(Code that builds pages)
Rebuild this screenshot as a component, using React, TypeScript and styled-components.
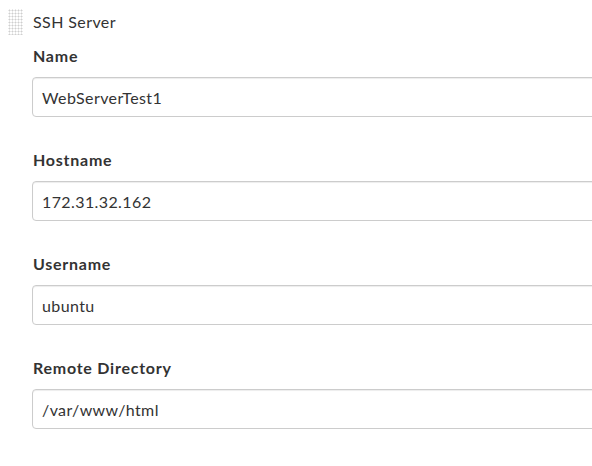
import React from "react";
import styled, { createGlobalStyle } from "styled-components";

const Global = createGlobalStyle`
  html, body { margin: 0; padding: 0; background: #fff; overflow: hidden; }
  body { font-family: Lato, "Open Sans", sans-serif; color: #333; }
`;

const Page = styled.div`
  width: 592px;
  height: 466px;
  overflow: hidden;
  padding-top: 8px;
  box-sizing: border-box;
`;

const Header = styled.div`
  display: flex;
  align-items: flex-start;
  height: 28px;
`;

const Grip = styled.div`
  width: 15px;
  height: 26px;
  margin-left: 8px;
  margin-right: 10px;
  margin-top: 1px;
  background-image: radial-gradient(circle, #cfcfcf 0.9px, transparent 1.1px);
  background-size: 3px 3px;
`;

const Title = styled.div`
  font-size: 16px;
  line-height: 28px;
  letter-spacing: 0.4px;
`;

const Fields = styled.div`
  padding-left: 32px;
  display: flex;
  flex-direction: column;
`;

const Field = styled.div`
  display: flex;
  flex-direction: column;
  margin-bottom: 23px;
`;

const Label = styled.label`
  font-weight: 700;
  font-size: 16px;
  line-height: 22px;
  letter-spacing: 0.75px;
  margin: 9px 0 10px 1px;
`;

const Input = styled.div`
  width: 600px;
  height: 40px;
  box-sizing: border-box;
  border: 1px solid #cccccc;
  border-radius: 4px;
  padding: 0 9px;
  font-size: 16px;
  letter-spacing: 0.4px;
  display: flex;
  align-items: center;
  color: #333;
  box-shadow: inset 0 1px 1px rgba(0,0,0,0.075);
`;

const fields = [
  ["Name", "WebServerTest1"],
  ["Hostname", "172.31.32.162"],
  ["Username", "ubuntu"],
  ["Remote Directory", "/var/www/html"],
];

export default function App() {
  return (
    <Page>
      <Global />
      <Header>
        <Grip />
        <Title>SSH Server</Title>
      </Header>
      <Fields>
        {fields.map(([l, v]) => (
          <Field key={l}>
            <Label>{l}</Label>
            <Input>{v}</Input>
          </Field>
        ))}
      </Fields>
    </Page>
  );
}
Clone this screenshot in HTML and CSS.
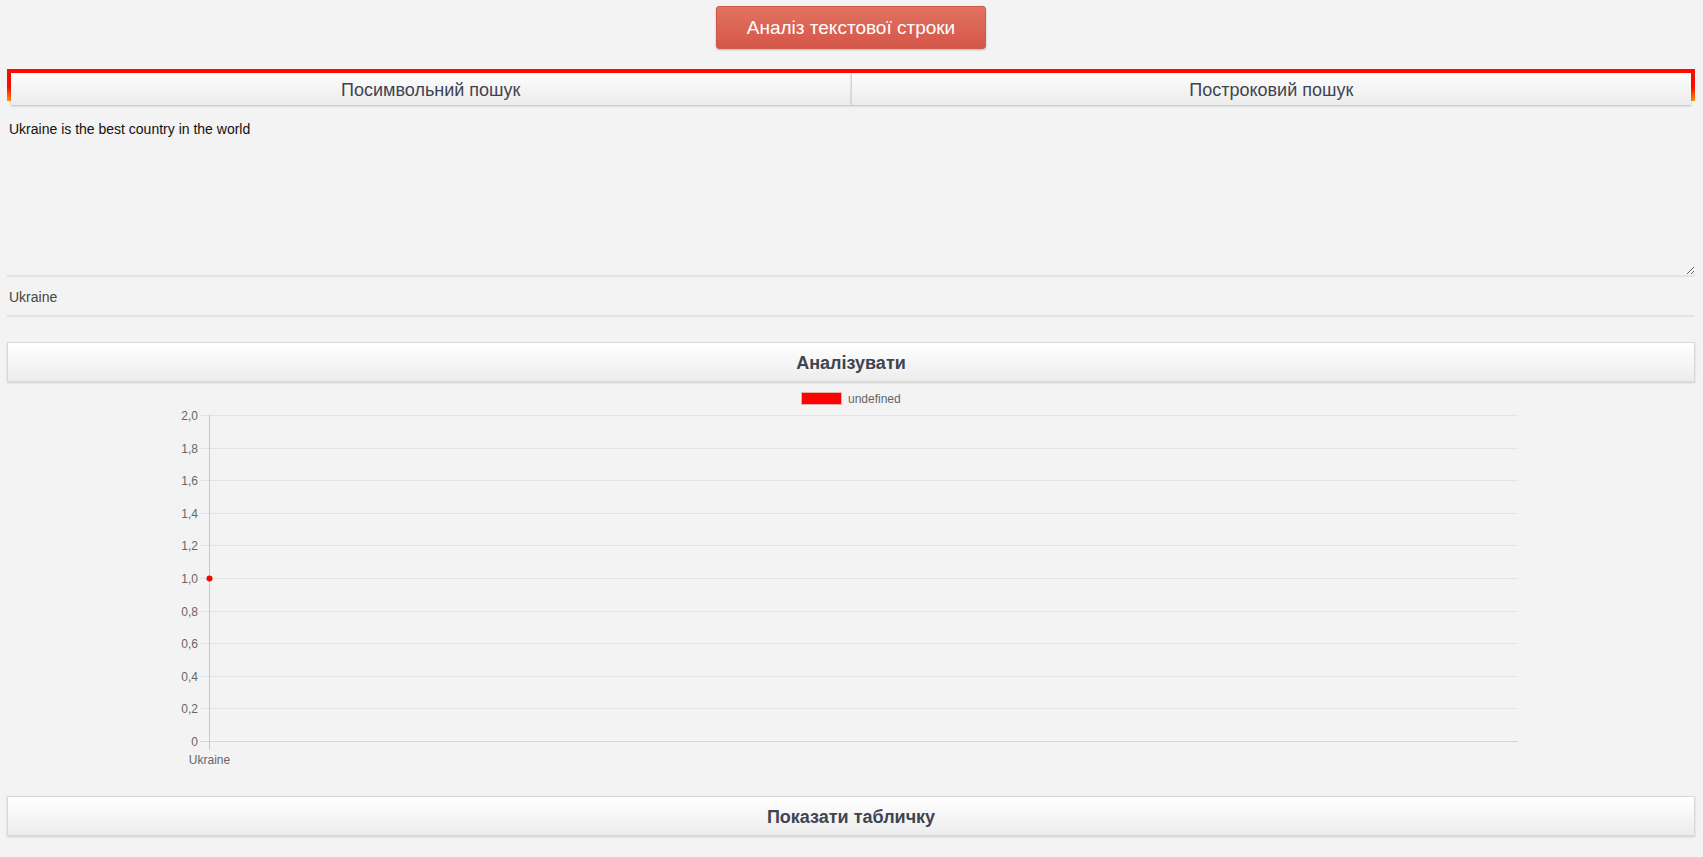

▶ Directive: Quote the material in full and exactly; do not carry over its pictures.

▶ Solved problem:
Rebuild this screenshot as a component, using React, TypeScript and styled-components.
import React from "react";
import styled, { createGlobalStyle } from "styled-components";

const Global = createGlobalStyle`
  html, body { margin: 0; padding: 0; background: #fff; overflow: hidden; }
  body { font-family: Lato, "Open Sans", sans-serif; color: #333; }
`;

const Page = styled.div`
  width: 592px;
  height: 466px;
  overflow: hidden;
  padding-top: 8px;
  box-sizing: border-box;
`;

const Header = styled.div`
  display: flex;
  align-items: flex-start;
  height: 28px;
`;

const Grip = styled.div`
  width: 15px;
  height: 26px;
  margin-left: 8px;
  margin-right: 10px;
  margin-top: 1px;
  background-image: radial-gradient(circle, #cfcfcf 0.9px, transparent 1.1px);
  background-size: 3px 3px;
`;

const Title = styled.div`
  font-size: 16px;
  line-height: 28px;
  letter-spacing: 0.4px;
`;

const Fields = styled.div`
  padding-left: 32px;
  display: flex;
  flex-direction: column;
`;

const Field = styled.div`
  display: flex;
  flex-direction: column;
  margin-bottom: 23px;
`;

const Label = styled.label`
  font-weight: 700;
  font-size: 16px;
  line-height: 22px;
  letter-spacing: 0.75px;
  margin: 9px 0 10px 1px;
`;

const Input = styled.div`
  width: 600px;
  height: 40px;
  box-sizing: border-box;
  border: 1px solid #cccccc;
  border-radius: 4px;
  padding: 0 9px;
  font-size: 16px;
  letter-spacing: 0.4px;
  display: flex;
  align-items: center;
  color: #333;
  box-shadow: inset 0 1px 1px rgba(0,0,0,0.075);
`;

const fields = [
  ["Name", "WebServerTest1"],
  ["Hostname", "172.31.32.162"],
  ["Username", "ubuntu"],
  ["Remote Directory", "/var/www/html"],
];

export default function App() {
  return (
    <Page>
      <Global />
      <Header>
        <Grip />
        <Title>SSH Server</Title>
      </Header>
      <Fields>
        {fields.map(([l, v]) => (
          <Field key={l}>
            <Label>{l}</Label>
            <Input>{v}</Input>
          </Field>
        ))}
      </Fields>
    </Page>
  );
}
Clone this screenshot in HTML and CSS.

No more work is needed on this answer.